====== Supplied records ======
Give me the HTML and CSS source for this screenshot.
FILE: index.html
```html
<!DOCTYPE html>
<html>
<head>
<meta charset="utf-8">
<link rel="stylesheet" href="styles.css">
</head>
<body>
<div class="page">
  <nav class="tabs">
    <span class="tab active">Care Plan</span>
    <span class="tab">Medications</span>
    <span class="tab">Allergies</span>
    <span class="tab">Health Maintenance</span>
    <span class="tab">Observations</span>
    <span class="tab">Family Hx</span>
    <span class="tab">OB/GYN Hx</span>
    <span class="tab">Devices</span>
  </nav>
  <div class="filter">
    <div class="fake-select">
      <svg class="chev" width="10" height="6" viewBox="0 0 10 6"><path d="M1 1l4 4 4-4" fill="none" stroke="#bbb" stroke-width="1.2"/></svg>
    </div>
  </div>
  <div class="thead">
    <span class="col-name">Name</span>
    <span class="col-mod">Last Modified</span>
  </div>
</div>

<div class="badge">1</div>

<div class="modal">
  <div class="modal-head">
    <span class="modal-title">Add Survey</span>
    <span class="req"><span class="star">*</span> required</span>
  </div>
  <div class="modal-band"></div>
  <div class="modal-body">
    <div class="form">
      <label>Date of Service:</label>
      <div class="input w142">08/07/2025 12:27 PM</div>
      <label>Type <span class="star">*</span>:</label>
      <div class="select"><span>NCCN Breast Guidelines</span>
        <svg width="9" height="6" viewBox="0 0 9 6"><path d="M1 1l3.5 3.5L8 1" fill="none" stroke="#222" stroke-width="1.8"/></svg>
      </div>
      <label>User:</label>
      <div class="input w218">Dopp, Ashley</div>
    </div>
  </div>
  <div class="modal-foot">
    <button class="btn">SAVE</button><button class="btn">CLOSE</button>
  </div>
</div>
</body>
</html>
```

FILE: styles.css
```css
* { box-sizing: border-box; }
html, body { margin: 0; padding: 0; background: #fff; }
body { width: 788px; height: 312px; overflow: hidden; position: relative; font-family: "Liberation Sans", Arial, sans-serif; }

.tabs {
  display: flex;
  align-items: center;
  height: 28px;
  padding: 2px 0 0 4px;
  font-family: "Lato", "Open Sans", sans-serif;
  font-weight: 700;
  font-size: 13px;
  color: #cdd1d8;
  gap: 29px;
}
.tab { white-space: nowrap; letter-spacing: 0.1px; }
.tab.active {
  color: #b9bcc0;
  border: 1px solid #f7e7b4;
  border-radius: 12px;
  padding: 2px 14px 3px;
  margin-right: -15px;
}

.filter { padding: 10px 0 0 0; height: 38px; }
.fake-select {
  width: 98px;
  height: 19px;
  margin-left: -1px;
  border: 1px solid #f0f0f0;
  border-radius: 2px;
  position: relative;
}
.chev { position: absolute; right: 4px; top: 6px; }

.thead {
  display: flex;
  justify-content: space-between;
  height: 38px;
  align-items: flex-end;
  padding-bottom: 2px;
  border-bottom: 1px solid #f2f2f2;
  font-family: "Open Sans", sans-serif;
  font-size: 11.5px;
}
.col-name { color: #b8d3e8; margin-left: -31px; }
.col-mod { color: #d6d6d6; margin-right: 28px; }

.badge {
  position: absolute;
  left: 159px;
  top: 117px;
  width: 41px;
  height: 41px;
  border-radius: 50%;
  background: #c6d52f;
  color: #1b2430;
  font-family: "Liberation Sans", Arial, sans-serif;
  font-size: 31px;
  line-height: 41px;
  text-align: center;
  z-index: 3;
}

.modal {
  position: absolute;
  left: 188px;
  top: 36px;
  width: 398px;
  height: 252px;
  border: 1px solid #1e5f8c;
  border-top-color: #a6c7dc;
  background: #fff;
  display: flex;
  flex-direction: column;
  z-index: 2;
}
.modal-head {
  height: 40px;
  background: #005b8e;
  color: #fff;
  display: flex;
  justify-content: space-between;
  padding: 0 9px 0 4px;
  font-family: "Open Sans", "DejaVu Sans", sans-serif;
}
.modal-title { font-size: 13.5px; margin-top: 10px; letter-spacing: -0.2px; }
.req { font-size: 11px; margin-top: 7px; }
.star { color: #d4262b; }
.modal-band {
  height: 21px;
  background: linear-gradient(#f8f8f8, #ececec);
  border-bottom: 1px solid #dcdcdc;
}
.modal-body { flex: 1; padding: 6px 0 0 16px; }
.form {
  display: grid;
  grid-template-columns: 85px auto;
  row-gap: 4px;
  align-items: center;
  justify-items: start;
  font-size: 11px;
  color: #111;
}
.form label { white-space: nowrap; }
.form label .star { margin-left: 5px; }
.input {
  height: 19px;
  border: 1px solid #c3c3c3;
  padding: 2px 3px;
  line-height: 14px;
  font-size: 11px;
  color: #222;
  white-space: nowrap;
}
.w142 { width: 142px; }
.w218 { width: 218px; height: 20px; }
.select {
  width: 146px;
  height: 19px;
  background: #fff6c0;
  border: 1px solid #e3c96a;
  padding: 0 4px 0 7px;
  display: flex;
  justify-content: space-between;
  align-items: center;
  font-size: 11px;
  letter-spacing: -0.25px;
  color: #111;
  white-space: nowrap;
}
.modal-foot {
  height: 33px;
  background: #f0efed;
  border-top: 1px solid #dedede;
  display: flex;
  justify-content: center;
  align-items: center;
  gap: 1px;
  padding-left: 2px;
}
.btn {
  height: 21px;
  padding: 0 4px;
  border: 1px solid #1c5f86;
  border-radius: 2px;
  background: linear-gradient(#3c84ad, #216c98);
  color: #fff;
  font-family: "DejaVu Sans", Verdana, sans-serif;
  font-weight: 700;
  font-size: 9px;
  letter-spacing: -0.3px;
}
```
======
====== Supplied records ======
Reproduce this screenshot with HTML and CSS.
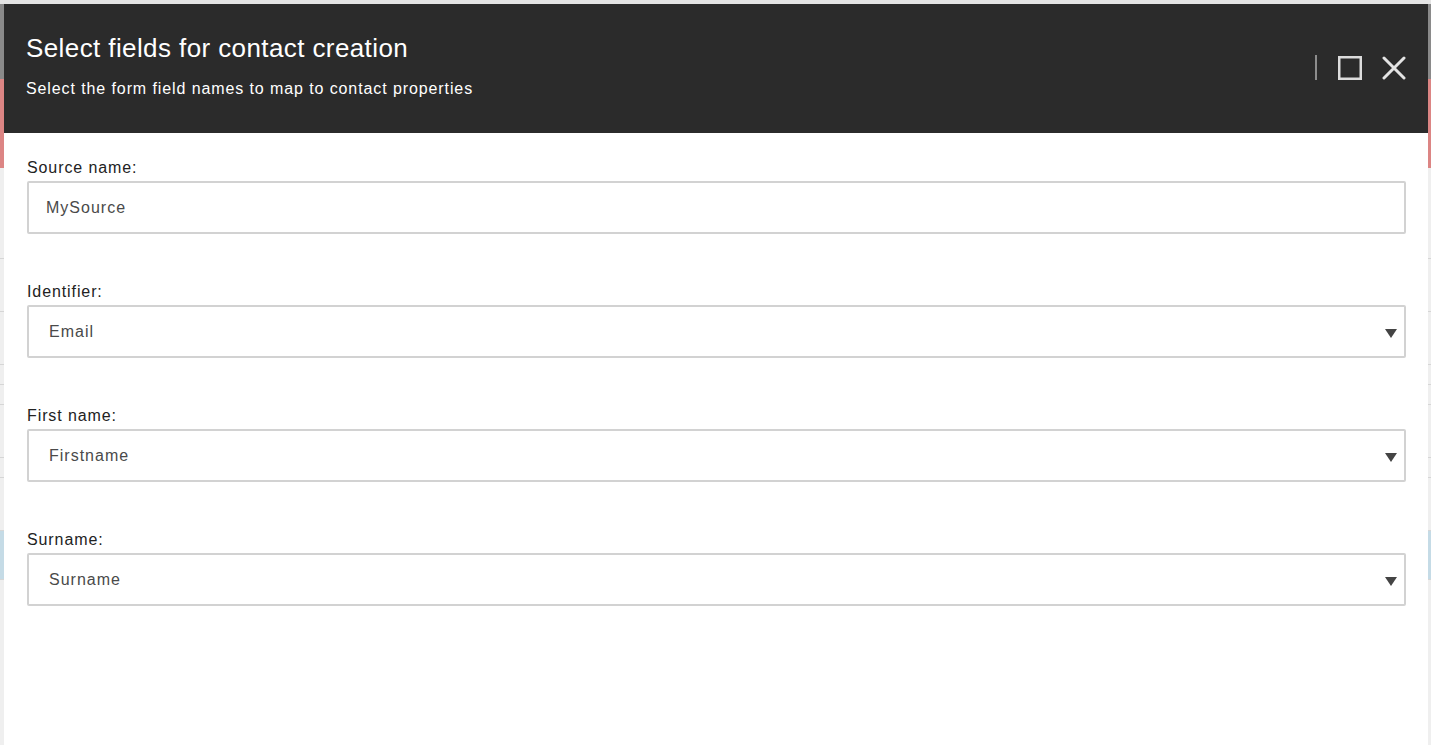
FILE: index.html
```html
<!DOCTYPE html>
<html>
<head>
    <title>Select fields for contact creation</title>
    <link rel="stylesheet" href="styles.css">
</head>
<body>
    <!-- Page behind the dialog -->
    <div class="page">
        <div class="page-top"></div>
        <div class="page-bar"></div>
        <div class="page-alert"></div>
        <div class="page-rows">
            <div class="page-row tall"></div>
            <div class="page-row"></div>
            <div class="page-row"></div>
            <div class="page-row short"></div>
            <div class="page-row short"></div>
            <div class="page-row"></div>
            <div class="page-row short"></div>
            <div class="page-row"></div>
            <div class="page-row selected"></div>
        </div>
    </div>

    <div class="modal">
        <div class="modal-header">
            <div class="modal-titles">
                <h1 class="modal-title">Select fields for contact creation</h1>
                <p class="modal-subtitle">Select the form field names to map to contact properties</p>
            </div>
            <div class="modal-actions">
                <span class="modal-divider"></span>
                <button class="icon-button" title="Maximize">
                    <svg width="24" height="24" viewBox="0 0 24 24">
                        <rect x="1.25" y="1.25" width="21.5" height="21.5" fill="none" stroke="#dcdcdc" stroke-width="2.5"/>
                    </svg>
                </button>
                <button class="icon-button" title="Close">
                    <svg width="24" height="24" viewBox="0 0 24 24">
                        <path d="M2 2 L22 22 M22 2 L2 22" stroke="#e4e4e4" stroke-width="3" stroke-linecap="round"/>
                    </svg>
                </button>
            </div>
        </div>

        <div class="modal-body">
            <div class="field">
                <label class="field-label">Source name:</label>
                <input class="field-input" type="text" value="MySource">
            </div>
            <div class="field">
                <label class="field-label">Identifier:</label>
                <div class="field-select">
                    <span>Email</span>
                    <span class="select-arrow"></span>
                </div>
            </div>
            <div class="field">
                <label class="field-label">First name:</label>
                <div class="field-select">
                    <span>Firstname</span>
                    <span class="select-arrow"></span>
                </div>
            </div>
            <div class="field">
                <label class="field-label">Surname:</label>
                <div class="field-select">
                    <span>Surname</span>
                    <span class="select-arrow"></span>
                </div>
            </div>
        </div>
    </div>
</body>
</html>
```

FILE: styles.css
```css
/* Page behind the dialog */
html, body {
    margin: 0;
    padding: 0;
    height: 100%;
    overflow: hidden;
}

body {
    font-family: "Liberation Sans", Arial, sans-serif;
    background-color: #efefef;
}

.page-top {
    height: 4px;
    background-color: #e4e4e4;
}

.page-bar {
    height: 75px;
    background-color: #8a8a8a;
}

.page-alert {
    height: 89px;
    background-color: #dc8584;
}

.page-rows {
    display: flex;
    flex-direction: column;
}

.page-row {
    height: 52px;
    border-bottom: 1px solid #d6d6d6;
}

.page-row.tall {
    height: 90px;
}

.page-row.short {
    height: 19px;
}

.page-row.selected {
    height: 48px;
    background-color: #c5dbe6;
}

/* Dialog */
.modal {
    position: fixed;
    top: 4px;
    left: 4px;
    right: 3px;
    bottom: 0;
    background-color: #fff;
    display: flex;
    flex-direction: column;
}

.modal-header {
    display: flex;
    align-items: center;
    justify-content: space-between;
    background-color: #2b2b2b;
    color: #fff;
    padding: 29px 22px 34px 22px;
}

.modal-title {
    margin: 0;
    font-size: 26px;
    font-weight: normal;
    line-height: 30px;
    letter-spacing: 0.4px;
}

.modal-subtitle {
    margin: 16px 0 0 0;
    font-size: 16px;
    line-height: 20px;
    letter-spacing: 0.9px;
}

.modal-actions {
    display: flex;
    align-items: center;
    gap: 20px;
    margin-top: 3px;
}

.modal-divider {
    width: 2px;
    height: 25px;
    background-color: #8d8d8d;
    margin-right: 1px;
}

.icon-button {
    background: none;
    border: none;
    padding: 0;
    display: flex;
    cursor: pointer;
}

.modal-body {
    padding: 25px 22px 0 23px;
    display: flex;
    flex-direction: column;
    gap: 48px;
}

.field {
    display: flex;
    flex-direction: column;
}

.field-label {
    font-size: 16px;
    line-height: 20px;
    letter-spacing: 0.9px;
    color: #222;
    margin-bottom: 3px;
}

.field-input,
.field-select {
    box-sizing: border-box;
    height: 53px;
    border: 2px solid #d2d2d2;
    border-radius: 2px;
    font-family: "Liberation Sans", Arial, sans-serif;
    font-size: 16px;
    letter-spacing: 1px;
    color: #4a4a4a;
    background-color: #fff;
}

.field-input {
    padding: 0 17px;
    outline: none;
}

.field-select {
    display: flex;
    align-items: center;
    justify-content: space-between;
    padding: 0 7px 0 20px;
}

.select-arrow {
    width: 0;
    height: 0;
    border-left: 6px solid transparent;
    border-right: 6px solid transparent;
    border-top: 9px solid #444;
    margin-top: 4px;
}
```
======
§ Set task
Lines that hold "screenshot" are the ones to copy; find all of them.

§ Complete output
Give me the HTML and CSS source for this screenshot.
Reproduce this screenshot with HTML and CSS.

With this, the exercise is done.